The newly-laid roads are the harbingers of change in the Jawadhu Hills now.
“A total of 120 km single-lane roads were laid at a cost of Rs 20 crore from 2014,” according to DRDA assistant engineer R Tamil Selvan, based in Jamunamarudur, HQ of the Jawadhu Hills panchayat union in the district.
Once the roads were laid, power poles and other facilities soon followed. Jackfruits which grow naturally were given to visitors once as there was no market for them. “Roads ensured that traders from Koyambedu in Chennai send mini trucks to get the produce,” says former Nammiampattu village panchayat president K Sallan.
Tribals were used to raising Samai (little millets or Panicum Sumatrense in technical parlance) but the creation of dug-wells in 48 locations at a cost of Rs 12 lakh each has resulted in the cropping pattern in the hills changing. “Tribals now raise paddy due to the availability of water,” says former Jawadhu Hills panchayat union chairman K Rajamanickam. “The dug-well at Nammiampattu is built in such a way to harvest available water and it now caters to standing paddy crop in nearly five acres,” says Tamil Selvan.
Thanks to the initiative of Collector KS Kandasamy, construction of check dams has resulted in water being available, “allowing tribals to harvest two crops now instead of the earlier single crop,” Sallan added.
Roads also resulted in schools, arts colleges and polytechnics from Polur sending their vans to collect students. Though there is a panchayat union primary school at Kondathur in the same PU, it has a strength of eight with two teachers including the headmaster. When asked why they were sending their children to private schools when a government school was available in the locality, tribals just grin.
A bridge built across Kamandala Mahanadhi river has ensured this access as earlier rain would result in locals being unable to cross over to the other side. “The demand now is for an increase in the 1% ST reservation as this is not enough to meet the increasing demand of tribals who are classified as “Hindu Malayali” when being issued community certificates,” says Rajamanickam. Tribals now boast of engineers, doctors and even a DRO from their clan working in the plains.
But roads were not laid without issues. “In many locations, tribals resisted as it meant removing coconut trees. The steep road leading to Konerikudisai had to be blasted with explosives and today autos, cars and two-wheelers whiz through this stretch.

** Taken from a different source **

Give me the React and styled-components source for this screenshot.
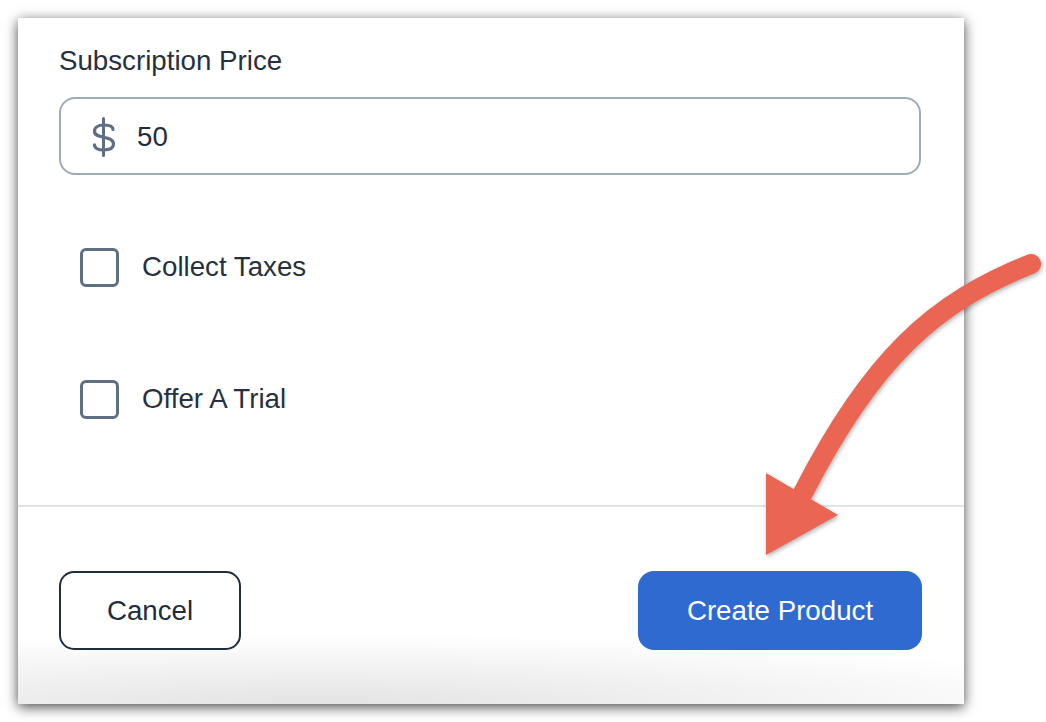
import styled, { createGlobalStyle } from 'styled-components';

const GlobalStyle = createGlobalStyle`
  html, body {
    margin: 0;
    padding: 0;
    background: #ffffff;
  }

  body {
    font-family: "Liberation Sans", Arial, Helvetica, sans-serif;
    color: #1f2d3d;
  }
`;

const options = ['Collect Taxes', 'Offer A Trial'];

const DollarIcon = () => (
  <svg width="24" height="40" viewBox="0 0 24 40" fill="none">
    <line x1="11.5" y1="1.5" x2="11.5" y2="38.5" stroke="#5e6f82" strokeWidth="3" strokeLinecap="round"/>
    <path
      d="M21 12.5 C21 9.5 17.5 8 12 8 C6 8 2.5 10.5 2.5 14.2 C2.5 18.2 6.5 19.2 11.5 20.2 C17 21.2 21.5 22.5 21.5 27 C21.5 31 17.5 33 11.5 33 C6 33 2.5 31 2.5 27.8"
      stroke="#5e6f82"
      strokeWidth="3.2"
      strokeLinecap="round"
      strokeLinejoin="round"
    />
  </svg>
);

const Arrow = () => (
  <ArrowLayer width="1046" height="722" viewBox="0 0 1046 722">
    <path
      d="M1031 264 C935 302, 872 358, 803 493"
      stroke="#eb6553"
      strokeWidth="20"
      strokeLinecap="round"
      fill="none"
    />
    <polygon points="766,473 838,515 766,555" fill="#eb6553"/>
  </ArrowLayer>
);

const App = () => {
  return (
    <Page>
      <GlobalStyle/>
      <Panel>
        <Body>
          <Label>Subscription Price</Label>
          <PriceField>
            <DollarIcon/>
            <PriceValue>50</PriceValue>
          </PriceField>
          <OptionList>
            {options.map((item) => (
              <OptionRow key={item}>
                <Checkbox/>
                <OptionText>{item}</OptionText>
              </OptionRow>
            ))}
          </OptionList>
        </Body>
        <Footer>
          <Button>Cancel</Button>
          <Button primary>Create Product</Button>
        </Footer>
      </Panel>
      <Arrow/>
    </Page>
  );
};

const Page = styled.div`
  position: relative;
  width: 1046px;
  height: 722px;
  padding: 18px 0 0 18px;
  box-sizing: border-box;
  overflow: hidden;
`;

const Panel = styled.div`
  width: 946px;
  height: 686px;
  background: #ffffff;
  box-shadow: 0 3px 12px rgba(0, 0, 0, 0.72);
  display: flex;
  flex-direction: column;
`;

const Body = styled.div`
  padding: 26px 43px 40px 41px;
  border-bottom: 2px solid #e1e5ea;
`;

const Label = styled.div`
  font-size: 27.7px;
  line-height: 33px;
  color: #26313f;
`;

const PriceField = styled.div`
  margin-top: 20px;
  height: 78px;
  box-sizing: border-box;
  border: 2px solid #9eabba;
  border-radius: 16px;
  display: flex;
  align-items: center;
  gap: 21px;
  padding-left: 31px;
  padding-top: 1px;
`;

const PriceValue = styled.span`
  font-size: 27.7px;
  color: #1f2d3d;
`;

const OptionList = styled.div`
  margin-top: 26px;
  display: flex;
  flex-direction: column;
`;

const OptionRow = styled.label`
  height: 132px;
  display: flex;
  align-items: center;
  gap: 23px;
  padding-left: 21px;
`;

const Checkbox = styled.span`
  width: 39px;
  height: 39px;
  box-sizing: border-box;
  border: 3px solid #5e6f82;
  border-radius: 6px;
`;

const OptionText = styled.span`
  font-size: 27.7px;
  color: #26313f;
`;

const Footer = styled.div`
  flex: 1;
  display: flex;
  justify-content: space-between;
  align-items: flex-start;
  padding: 64px 42px 0 41px;
  background: radial-gradient(ellipse 820px 70px at 300px 100%, rgba(0, 0, 0, 0.11), rgba(0, 0, 0, 0) 100%);
`;

const Button = styled.button`
  height: 79px;
  width: ${(p) => (p.primary ? '284px' : '182px')};
  box-sizing: border-box;
  border-radius: ${(p) => (p.primary ? '16px' : '15px')};
  border: ${(p) => (p.primary ? 'none' : '2px solid #1f2d3d')};
  background: ${(p) => (p.primary ? '#2f6ad1' : '#ffffff')};
  color: ${(p) => (p.primary ? '#ffffff' : '#1f2d3d')};
  font-family: "Liberation Sans", Arial, Helvetica, sans-serif;
  font-size: 27.7px;
  padding: 0;
`;

const ArrowLayer = styled.svg`
  position: absolute;
  top: 0;
  left: 0;
  pointer-events: none;
  filter: drop-shadow(1px 2px 2px rgba(0, 0, 0, 0.3));
`;

export default App;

While proposals have been submitted for another 128 km at an estimated cost of Rs 60 crore, most such roads are in reserve forest areas and hence needs Central government clearance which takes time. The new roads include mud road when crossing forest areas. “If roads are laid connecting Pattan koliyur, Puthakarai, Periaveli, Parviri, Peenkadu and Manjuthu to Polur from Nammiampattu, it will ensure easy access to the plains,” officials averred.
However, roads also resulted in other ‘effects.’ The habitations controlled by “Oor goundars” (traditional tribal headman) have issued dictats prohibiting liquor consumption in the hamlets. “Even talking of drinking is taboo in the hamlet,” say Chandra and Mallika of Peria Veerapattu. Those wanting to indulge have to trek to the Tasmac at Nammiampattu which once was the top liquor revenue grosser for the area.
Though Nammiampattu has a mobile tower, a private telecom operator provides only 2G net services and so locals have appealed to the Collector to provide 4G services. “The lone mobile tower serves the 108 Ambulance parked in the area and is used to shift serious patients to the Vellore Government Medical College Hospital.
However, locals are all praise for the Nammiampattu PHC which has doctors round-the-clock and provides good treatment. When this reporter asked doctors what mainly ailed tribals, he said “most suffer from hypertension caused by excessive drinking. Many are also diabetic and suffer from respiratory tract infections”.
“Tribals from Peenjamandai and Jardankollai villages in Anaicut panchayat union in Vellore district also prefer the Nammiampattu PHC as it is closer despite lacking a good road compared to the Odugathur PHC, which is nearly 30 km away,” said Murugan of Kondathur. “Earlier, tribals from Konerikudisai had to trek to the Nammiampattu ration shop for their needs, but the new road has led to another shop being opened at Chinna Veerapattu,” Sallan said.